▶ **REQUIRED TASK**: Omit any picture, and return the remaining data exactly as written.
* * *
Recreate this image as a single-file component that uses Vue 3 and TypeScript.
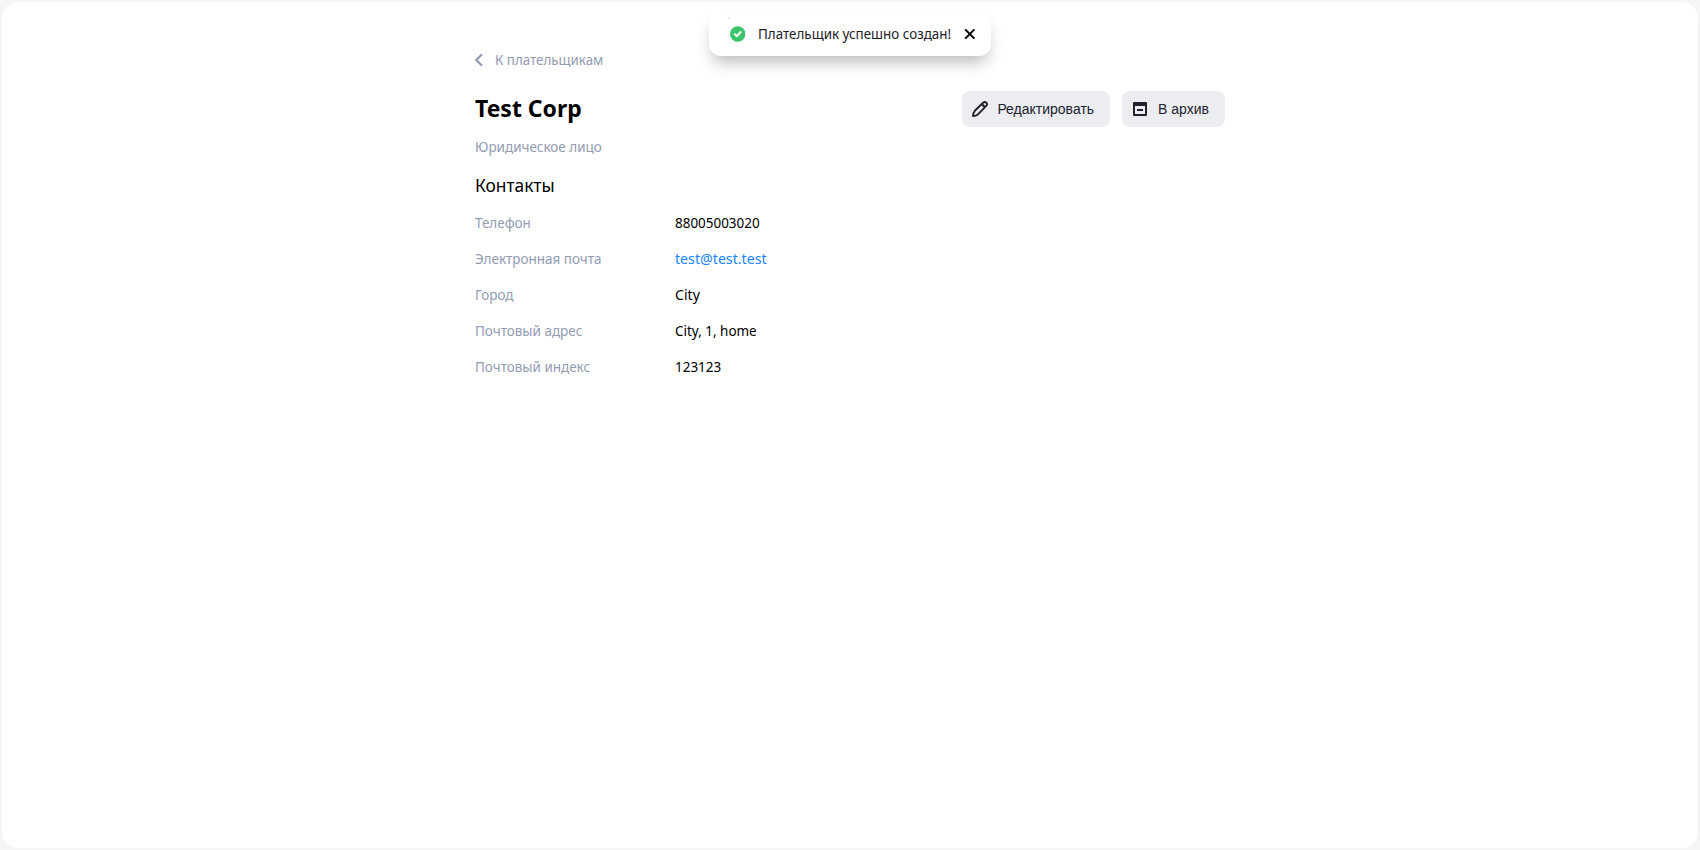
<script setup lang="ts">
interface Field {
  label: string
  value: string
  kind: 'digits' | 'link' | 'word' | 'plain'
}

const fields: Field[] = [
  { label: 'Телефон', value: '88005003020', kind: 'digits' },
  { label: 'Электронная почта', value: 'test@test.test', kind: 'link' },
  { label: 'Город', value: 'City', kind: 'word' },
  { label: 'Почтовый адрес', value: 'City, 1, home', kind: 'plain' },
  { label: 'Почтовый индекс', value: '123123', kind: 'digits' },
]
</script>

<template>
  <div class="page">
    <div class="toast" role="status">
      <svg class="toast-check" viewBox="0 0 16 16">
        <circle cx="8" cy="8" r="8" fill="#3bc46c" />
        <path d="M4.5 7.8 7.1 10.2 11.6 5.4" fill="none" stroke="#fff" stroke-width="2.1" />
      </svg>
      <span class="toast-text"><span class="narrow">Плательщик успешно создан!</span></span>
      <svg class="toast-close" viewBox="0 0 12 12">
        <path d="M1.2 1.2 10.8 10.8M10.8 1.2 1.2 10.8" stroke="#000" stroke-width="2.1" />
      </svg>
    </div>

    <main class="sheet">
      <div class="content">
        <a class="back">
          <svg class="back-icon" viewBox="0 0 8 14">
            <path d="M7 1.2 1.4 7 7 12.8" fill="none" stroke="#929cb3" stroke-width="2.3" />
          </svg>
          <span class="narrow">К плательщикам</span>
        </a>

        <header class="head">
          <h1 class="title"><span class="narrow">Test Corp</span></h1>
          <div class="actions">
            <button class="btn btn-edit">
              <svg class="btn-icon" viewBox="0 0 16 16">
                <path d="M1 15Q1 12 2.8 9.8L11.1 1.8Q12.8.3 14.3 1.7T14.2 4.9L6.2 13.2Q4 15 1 15ZM10.4 2.8Q10.8 5.2 13.2 5.6" fill="none" stroke="#21212d" stroke-width="1.9" stroke-linejoin="round" />
              </svg>
              Редактировать
            </button>
            <button class="btn">
              <svg class="btn-icon" viewBox="0 0 16 16">
                <path d="M2 1H14Q15 1 15 2V14Q15 15 14 15H2Q1 15 1 14V2Q1 1 2 1ZM3 5V13H13V5ZM5 8H11V10H5Z" fill="#21212d" fill-rule="evenodd" />
              </svg>
              В архив
            </button>
          </div>
        </header>

        <p class="kind"><span class="narrow">Юридическое лицо</span></p>
        <h2 class="section"><span class="narrow">Контакты</span></h2>
        <dl class="fields">
          <div v-for="f in fields" :key="f.label" class="field">
            <dt><span class="narrow">{{ f.label }}</span></dt>
            <dd :class="f.kind"><span class="narrow">{{ f.value }}</span></dd>
          </div>
        </dl>
      </div>
    </main>
  </div>
</template>

<style>
body {
  margin: 0;
  overflow: hidden;
}
</style>

<style scoped>
.page {
  box-sizing: border-box;
  height: 850px;
  padding: 2px;
  background: #f5f5f6;
  font: 15px/20px "Noto Sans", sans-serif;
  color: #000;
}
.sheet {
  height: 846px;
  border-radius: 16px;
  background: #fff;
  overflow: hidden;
}
.content {
  width: 750px;
  margin: 47px auto 0;
}
.narrow {
  display: inline-block;
  white-space: nowrap;
  transform: scaleX(0.897);
  transform-origin: left;
}
.back {
  display: flex;
  align-items: center;
  height: 20px;
  gap: 12px;
  color: #929cb3;
}
.back .narrow {
  transform: scaleX(0.89);
}
.back-icon {
  width: 8px;
  height: 14px;
  margin-top: 2px;
}
.head {
  display: flex;
  justify-content: space-between;
  height: 36px;
  margin-top: 22px;
}
.title {
  margin: 3px 0 0;
  font-size: 24px;
  line-height: 28px;
  font-weight: 700;
}
.title .narrow {
  transform: scaleX(0.957);
}
.actions {
  display: flex;
  gap: 12px;
}
.btn {
  display: flex;
  align-items: center;
  gap: 10px;
  height: 36px;
  padding: 0 16px 0 10px;
  border: 0;
  border-radius: 8px;
  background: #ecedf1;
  color: #21212d;
  font: 14px/20px "Liberation Sans", Arial, sans-serif;
}
.btn-edit {
  gap: 9px;
}
.btn-icon {
  width: 16px;
  height: 16px;
}
.kind {
  margin: 9px 0 0;
  color: #929cb3;
}
.section {
  margin: 17px 0 0;
  font-size: 18px;
  line-height: 24px;
  font-weight: 400;
}
.section .narrow {
  transform: scaleX(0.965);
}
.fields {
  margin: 15px 0 0;
}
.field {
  display: grid;
  grid-template-columns: 200px 1fr;
  height: 36px;
}
.field dt {
  color: #929cb3;
}
.field dd {
  margin: 0;
}
.field .link {
  color: #1a85ff;
}
.field .link .narrow {
  transform: scaleX(0.945);
}
.field .word .narrow {
  transform: scaleX(0.94);
}
.toast {
  position: absolute;
  top: 12px;
  left: 709px;
  box-sizing: border-box;
  display: flex;
  align-items: center;
  width: 282px;
  height: 44px;
  padding: 0 15px 0 21px;
  border-radius: 12px;
  background: #fff;
  box-shadow: 0 10px 16px -4px rgba(0, 0, 0, 0.28);
  color: #21201f;
}
.toast::before {
  content: "";
  position: absolute;
  top: 5px;
  left: 19px;
  width: 2px;
  height: 2px;
  background: #eeeef0;
}
.toast-check {
  width: 16px;
  height: 16px;
}
.toast-text {
  width: 206px;
  margin: -2px 0 0 13px;
}
.toast-text .narrow {
  transform: scaleX(0.893);
}
.toast-close {
  width: 12px;
  height: 12px;
}
</style>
* * *
▶ **RESPONSE**:
Recreate this image as a single-file component that uses Vue 3 and TypeScript.
<script setup lang="ts">
interface Field {
  label: string
  value: string
  kind: 'digits' | 'link' | 'word' | 'plain'
}

const fields: Field[] = [
  { label: 'Телефон', value: '88005003020', kind: 'digits' },
  { label: 'Электронная почта', value: 'test@test.test', kind: 'link' },
  { label: 'Город', value: 'City', kind: 'word' },
  { label: 'Почтовый адрес', value: 'City, 1, home', kind: 'plain' },
  { label: 'Почтовый индекс', value: '123123', kind: 'digits' },
]
</script>

<template>
  <div class="page">
    <div class="toast" role="status">
      <svg class="toast-check" viewBox="0 0 16 16">
        <circle cx="8" cy="8" r="8" fill="#3bc46c" />
        <path d="M4.5 7.8 7.1 10.2 11.6 5.4" fill="none" stroke="#fff" stroke-width="2.1" />
      </svg>
      <span class="toast-text"><span class="narrow">Плательщик успешно создан!</span></span>
      <svg class="toast-close" viewBox="0 0 12 12">
        <path d="M1.2 1.2 10.8 10.8M10.8 1.2 1.2 10.8" stroke="#000" stroke-width="2.1" />
      </svg>
    </div>

    <main class="sheet">
      <div class="content">
        <a class="back">
          <svg class="back-icon" viewBox="0 0 8 14">
            <path d="M7 1.2 1.4 7 7 12.8" fill="none" stroke="#929cb3" stroke-width="2.3" />
          </svg>
          <span class="narrow">К плательщикам</span>
        </a>

        <header class="head">
          <h1 class="title"><span class="narrow">Test Corp</span></h1>
          <div class="actions">
            <button class="btn btn-edit">
              <svg class="btn-icon" viewBox="0 0 16 16">
                <path d="M1 15Q1 12 2.8 9.8L11.1 1.8Q12.8.3 14.3 1.7T14.2 4.9L6.2 13.2Q4 15 1 15ZM10.4 2.8Q10.8 5.2 13.2 5.6" fill="none" stroke="#21212d" stroke-width="1.9" stroke-linejoin="round" />
              </svg>
              Редактировать
            </button>
            <button class="btn">
              <svg class="btn-icon" viewBox="0 0 16 16">
                <path d="M2 1H14Q15 1 15 2V14Q15 15 14 15H2Q1 15 1 14V2Q1 1 2 1ZM3 5V13H13V5ZM5 8H11V10H5Z" fill="#21212d" fill-rule="evenodd" />
              </svg>
              В архив
            </button>
          </div>
        </header>

        <p class="kind"><span class="narrow">Юридическое лицо</span></p>
        <h2 class="section"><span class="narrow">Контакты</span></h2>
        <dl class="fields">
          <div v-for="f in fields" :key="f.label" class="field">
            <dt><span class="narrow">{{ f.label }}</span></dt>
            <dd :class="f.kind"><span class="narrow">{{ f.value }}</span></dd>
          </div>
        </dl>
      </div>
    </main>
  </div>
</template>

<style>
body {
  margin: 0;
  overflow: hidden;
}
</style>

<style scoped>
.page {
  box-sizing: border-box;
  height: 850px;
  padding: 2px;
  background: #f5f5f6;
  font: 15px/20px "Noto Sans", sans-serif;
  color: #000;
}
.sheet {
  height: 846px;
  border-radius: 16px;
  background: #fff;
  overflow: hidden;
}
.content {
  width: 750px;
  margin: 47px auto 0;
}
.narrow {
  display: inline-block;
  white-space: nowrap;
  transform: scaleX(0.897);
  transform-origin: left;
}
.back {
  display: flex;
  align-items: center;
  height: 20px;
  gap: 12px;
  color: #929cb3;
}
.back .narrow {
  transform: scaleX(0.89);
}
.back-icon {
  width: 8px;
  height: 14px;
  margin-top: 2px;
}
.head {
  display: flex;
  justify-content: space-between;
  height: 36px;
  margin-top: 22px;
}
.title {
  margin: 3px 0 0;
  font-size: 24px;
  line-height: 28px;
  font-weight: 700;
}
.title .narrow {
  transform: scaleX(0.957);
}
.actions {
  display: flex;
  gap: 12px;
}
.btn {
  display: flex;
  align-items: center;
  gap: 10px;
  height: 36px;
  padding: 0 16px 0 10px;
  border: 0;
  border-radius: 8px;
  background: #ecedf1;
  color: #21212d;
  font: 14px/20px "Liberation Sans", Arial, sans-serif;
}
.btn-edit {
  gap: 9px;
}
.btn-icon {
  width: 16px;
  height: 16px;
}
.kind {
  margin: 9px 0 0;
  color: #929cb3;
}
.section {
  margin: 17px 0 0;
  font-size: 18px;
  line-height: 24px;
  font-weight: 400;
}
.section .narrow {
  transform: scaleX(0.965);
}
.fields {
  margin: 15px 0 0;
}
.field {
  display: grid;
  grid-template-columns: 200px 1fr;
  height: 36px;
}
.field dt {
  color: #929cb3;
}
.field dd {
  margin: 0;
}
.field .link {
  color: #1a85ff;
}
.field .link .narrow {
  transform: scaleX(0.945);
}
.field .word .narrow {
  transform: scaleX(0.94);
}
.toast {
  position: absolute;
  top: 12px;
  left: 709px;
  box-sizing: border-box;
  display: flex;
  align-items: center;
  width: 282px;
  height: 44px;
  padding: 0 15px 0 21px;
  border-radius: 12px;
  background: #fff;
  box-shadow: 0 10px 16px -4px rgba(0, 0, 0, 0.28);
  color: #21201f;
}
.toast::before {
  content: "";
  position: absolute;
  top: 5px;
  left: 19px;
  width: 2px;
  height: 2px;
  background: #eeeef0;
}
.toast-check {
  width: 16px;
  height: 16px;
}
.toast-text {
  width: 206px;
  margin: -2px 0 0 13px;
}
.toast-text .narrow {
  transform: scaleX(0.893);
}
.toast-close {
  width: 12px;
  height: 12px;
}
</style>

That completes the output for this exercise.